I think my parents were just exhausted from work and couldn’t be bothered. “Don’t you have homework?” “No.” “Okay.”
I was another one skating through school. Acing the tests was easy, I didn’t do any homework unless it was something I could just before class started. It was high school, didn’t really matter in the end. Still doesn’t. Grades are a terrible way to evaluate education.
My dad spent his entire adult life working in offices, wearing a suit and tie.
When I worked for a Christian multi-media studio after college, he’d say “Well, that’s ok for a while, til you can find a real job.”
Even when I went from there to a secular media company, and ended up a creative director* for an ad agency, he’d say “Well, write home when you get a real job.”
Whenever I’d say “It IS a real job”, he’d ask “Do you have to wear a suit and tie?”
.
*Great job for an ADD smartass.
That’s the way my dad sounded all the time. Perfect video on this pattern:
Sadly, although that’s how Dad spoke to me I found out mostly after he passed how he had told many people how proud he was of my success. Would have meant the world to me to hear him say it to me.
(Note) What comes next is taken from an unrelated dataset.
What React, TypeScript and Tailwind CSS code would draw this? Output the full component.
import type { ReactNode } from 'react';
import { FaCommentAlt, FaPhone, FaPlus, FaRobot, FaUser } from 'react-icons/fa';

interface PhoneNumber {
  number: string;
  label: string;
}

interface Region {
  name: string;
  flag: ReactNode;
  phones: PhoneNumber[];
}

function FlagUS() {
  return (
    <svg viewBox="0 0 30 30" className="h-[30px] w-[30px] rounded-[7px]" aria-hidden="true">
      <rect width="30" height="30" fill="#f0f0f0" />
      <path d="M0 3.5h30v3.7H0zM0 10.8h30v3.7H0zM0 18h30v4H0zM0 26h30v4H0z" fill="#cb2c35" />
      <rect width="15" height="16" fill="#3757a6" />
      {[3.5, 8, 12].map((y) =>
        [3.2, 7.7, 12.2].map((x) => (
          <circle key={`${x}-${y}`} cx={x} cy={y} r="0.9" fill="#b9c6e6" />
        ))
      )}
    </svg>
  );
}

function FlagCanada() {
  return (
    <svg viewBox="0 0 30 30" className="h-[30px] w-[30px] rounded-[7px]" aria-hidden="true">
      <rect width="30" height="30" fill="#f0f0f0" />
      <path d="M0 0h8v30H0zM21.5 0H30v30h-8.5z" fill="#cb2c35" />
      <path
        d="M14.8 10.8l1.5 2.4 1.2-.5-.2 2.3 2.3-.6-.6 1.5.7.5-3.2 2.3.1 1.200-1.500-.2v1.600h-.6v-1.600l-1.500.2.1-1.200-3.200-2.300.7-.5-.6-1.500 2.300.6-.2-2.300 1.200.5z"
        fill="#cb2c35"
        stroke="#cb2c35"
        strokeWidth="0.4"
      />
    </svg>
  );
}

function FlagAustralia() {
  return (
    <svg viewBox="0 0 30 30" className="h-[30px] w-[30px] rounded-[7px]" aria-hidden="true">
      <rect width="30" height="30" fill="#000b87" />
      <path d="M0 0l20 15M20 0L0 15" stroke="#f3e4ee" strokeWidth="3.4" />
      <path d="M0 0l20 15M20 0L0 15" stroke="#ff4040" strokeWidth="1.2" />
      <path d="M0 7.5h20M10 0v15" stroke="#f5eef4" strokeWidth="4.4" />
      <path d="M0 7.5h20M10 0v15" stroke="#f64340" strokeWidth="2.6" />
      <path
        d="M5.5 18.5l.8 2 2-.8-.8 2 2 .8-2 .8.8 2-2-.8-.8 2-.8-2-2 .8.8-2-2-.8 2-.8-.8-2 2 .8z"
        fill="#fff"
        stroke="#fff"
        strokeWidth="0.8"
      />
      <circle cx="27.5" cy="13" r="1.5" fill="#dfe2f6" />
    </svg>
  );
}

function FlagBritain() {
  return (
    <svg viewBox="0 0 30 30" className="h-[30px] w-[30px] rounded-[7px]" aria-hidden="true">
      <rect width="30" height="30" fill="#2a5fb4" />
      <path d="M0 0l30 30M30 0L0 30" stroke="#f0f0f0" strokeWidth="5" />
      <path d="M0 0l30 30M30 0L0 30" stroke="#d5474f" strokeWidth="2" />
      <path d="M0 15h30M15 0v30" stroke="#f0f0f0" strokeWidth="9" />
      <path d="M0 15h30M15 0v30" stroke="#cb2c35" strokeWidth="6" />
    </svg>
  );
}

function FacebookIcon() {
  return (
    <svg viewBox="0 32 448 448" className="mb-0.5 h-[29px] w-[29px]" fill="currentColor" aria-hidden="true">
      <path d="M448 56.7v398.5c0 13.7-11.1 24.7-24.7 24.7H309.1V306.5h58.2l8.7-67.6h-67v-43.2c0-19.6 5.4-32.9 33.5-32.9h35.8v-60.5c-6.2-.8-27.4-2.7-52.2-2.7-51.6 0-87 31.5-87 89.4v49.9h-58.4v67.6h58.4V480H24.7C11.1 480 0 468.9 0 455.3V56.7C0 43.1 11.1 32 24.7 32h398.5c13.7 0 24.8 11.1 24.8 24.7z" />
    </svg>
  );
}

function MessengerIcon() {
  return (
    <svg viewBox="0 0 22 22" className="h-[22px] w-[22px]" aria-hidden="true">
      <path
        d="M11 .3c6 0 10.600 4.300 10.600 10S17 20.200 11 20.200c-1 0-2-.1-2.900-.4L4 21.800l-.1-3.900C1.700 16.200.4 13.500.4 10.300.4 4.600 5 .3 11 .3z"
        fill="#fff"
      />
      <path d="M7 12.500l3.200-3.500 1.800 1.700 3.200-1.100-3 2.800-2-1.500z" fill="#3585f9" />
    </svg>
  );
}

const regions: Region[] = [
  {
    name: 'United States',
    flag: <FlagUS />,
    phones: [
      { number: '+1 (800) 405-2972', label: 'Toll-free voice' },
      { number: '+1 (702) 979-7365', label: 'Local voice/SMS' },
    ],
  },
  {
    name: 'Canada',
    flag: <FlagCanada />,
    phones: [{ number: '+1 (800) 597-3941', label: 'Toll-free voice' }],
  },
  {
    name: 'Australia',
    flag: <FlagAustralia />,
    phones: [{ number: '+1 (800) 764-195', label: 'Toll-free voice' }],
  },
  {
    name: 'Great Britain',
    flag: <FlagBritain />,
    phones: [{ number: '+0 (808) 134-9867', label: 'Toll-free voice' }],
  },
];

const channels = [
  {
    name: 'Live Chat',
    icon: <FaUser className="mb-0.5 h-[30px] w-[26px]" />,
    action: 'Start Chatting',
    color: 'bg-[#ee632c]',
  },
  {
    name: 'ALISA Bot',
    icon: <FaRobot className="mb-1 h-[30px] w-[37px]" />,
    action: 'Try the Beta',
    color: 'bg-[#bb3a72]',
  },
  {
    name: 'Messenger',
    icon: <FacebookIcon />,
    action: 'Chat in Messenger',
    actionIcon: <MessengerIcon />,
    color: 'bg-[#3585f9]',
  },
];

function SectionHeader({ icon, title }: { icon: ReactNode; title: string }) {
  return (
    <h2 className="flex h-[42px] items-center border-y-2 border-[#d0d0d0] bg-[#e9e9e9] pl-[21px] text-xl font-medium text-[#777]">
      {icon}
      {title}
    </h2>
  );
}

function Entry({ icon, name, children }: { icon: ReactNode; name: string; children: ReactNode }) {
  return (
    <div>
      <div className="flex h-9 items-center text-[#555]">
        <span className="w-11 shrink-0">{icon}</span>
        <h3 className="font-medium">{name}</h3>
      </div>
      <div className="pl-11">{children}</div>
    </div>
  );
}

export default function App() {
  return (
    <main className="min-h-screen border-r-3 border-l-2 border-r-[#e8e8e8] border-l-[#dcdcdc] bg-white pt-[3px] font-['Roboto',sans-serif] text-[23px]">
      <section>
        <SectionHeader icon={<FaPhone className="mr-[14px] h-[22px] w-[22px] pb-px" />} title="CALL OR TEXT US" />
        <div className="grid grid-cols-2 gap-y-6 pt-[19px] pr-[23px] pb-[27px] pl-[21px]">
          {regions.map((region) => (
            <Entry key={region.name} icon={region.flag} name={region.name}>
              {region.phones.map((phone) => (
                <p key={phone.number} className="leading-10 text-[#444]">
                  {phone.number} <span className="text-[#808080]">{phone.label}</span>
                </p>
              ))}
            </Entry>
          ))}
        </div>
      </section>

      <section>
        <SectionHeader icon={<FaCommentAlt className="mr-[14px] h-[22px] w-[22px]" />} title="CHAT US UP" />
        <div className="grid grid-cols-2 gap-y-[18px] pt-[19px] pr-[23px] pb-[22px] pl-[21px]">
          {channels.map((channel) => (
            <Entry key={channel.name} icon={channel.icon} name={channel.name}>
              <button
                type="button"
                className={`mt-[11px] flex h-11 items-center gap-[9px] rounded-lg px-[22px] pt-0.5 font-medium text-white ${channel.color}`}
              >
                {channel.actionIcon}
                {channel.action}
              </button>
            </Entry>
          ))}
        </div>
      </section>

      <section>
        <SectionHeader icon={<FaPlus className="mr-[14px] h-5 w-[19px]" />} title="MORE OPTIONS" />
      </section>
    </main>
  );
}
And me. I took horrible notes a lectures. To the point that the notes didn’t help, and I missed the lecture because I was taking notes. Dammed if I do, dammed if I don’t. I’m much better at just cracking a book.
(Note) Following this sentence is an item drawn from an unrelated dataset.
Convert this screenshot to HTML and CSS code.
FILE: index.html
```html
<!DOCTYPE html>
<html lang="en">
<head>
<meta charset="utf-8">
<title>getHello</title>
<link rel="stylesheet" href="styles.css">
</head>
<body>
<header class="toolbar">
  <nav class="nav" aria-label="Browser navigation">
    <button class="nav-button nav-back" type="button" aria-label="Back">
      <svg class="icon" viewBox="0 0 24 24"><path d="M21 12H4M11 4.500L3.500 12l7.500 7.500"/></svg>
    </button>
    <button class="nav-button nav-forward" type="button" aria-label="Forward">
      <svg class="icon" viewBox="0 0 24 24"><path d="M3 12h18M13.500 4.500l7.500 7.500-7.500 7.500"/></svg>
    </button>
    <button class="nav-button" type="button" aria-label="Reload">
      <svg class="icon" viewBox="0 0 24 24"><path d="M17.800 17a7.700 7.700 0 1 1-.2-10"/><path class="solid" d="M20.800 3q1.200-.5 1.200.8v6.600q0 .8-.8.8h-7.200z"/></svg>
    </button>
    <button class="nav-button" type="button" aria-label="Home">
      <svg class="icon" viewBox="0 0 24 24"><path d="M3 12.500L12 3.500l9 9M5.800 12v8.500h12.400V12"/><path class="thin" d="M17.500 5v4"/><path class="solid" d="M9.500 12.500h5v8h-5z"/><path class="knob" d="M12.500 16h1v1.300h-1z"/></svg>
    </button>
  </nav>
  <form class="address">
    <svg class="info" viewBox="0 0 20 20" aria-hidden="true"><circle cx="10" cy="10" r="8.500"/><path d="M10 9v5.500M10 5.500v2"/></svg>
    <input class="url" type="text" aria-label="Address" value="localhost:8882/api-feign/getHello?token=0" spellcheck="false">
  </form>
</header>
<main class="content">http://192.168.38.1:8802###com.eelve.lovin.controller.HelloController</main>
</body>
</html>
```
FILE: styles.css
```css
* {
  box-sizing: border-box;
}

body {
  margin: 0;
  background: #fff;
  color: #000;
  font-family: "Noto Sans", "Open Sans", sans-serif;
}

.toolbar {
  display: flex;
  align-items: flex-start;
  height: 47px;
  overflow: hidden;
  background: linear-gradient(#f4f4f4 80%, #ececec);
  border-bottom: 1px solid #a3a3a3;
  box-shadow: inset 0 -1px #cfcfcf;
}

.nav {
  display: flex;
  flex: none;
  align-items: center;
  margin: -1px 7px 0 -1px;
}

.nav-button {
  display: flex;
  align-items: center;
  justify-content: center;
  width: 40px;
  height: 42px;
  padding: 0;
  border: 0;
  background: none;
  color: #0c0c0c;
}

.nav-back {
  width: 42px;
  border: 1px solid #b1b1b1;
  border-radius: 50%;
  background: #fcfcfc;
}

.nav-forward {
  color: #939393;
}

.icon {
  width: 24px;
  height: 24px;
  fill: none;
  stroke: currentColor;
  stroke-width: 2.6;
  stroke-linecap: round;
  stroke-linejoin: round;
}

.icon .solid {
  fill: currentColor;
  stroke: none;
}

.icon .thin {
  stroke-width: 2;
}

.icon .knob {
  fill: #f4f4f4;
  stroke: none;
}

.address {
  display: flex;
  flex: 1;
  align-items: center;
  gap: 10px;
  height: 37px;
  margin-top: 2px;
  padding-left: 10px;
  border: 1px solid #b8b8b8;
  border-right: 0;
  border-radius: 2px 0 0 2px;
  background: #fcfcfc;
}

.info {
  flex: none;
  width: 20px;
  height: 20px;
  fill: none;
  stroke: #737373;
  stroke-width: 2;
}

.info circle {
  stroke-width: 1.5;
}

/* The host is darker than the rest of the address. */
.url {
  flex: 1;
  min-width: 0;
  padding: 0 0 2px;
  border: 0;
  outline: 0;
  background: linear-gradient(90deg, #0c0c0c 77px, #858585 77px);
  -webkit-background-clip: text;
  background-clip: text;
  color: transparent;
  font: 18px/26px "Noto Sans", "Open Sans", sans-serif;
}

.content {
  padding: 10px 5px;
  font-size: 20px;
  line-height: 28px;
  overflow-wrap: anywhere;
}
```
I’m a programmer. Books and the internet got me here. I dropped the only programming class I took in college (I’m talking punch cards here).
As far as condescending advice… I was told once that my glasses made me look smart. Gee, thanks.
I majored in Elementary Education. One of my professors told us to inform any older teachers we taught with whenever they did something wrong. “Wrong” meant any method other than what she was teaching us. Note that she wasn’t that much older than we were, and had never taught in a classroom hereself. No, I did not take her advice.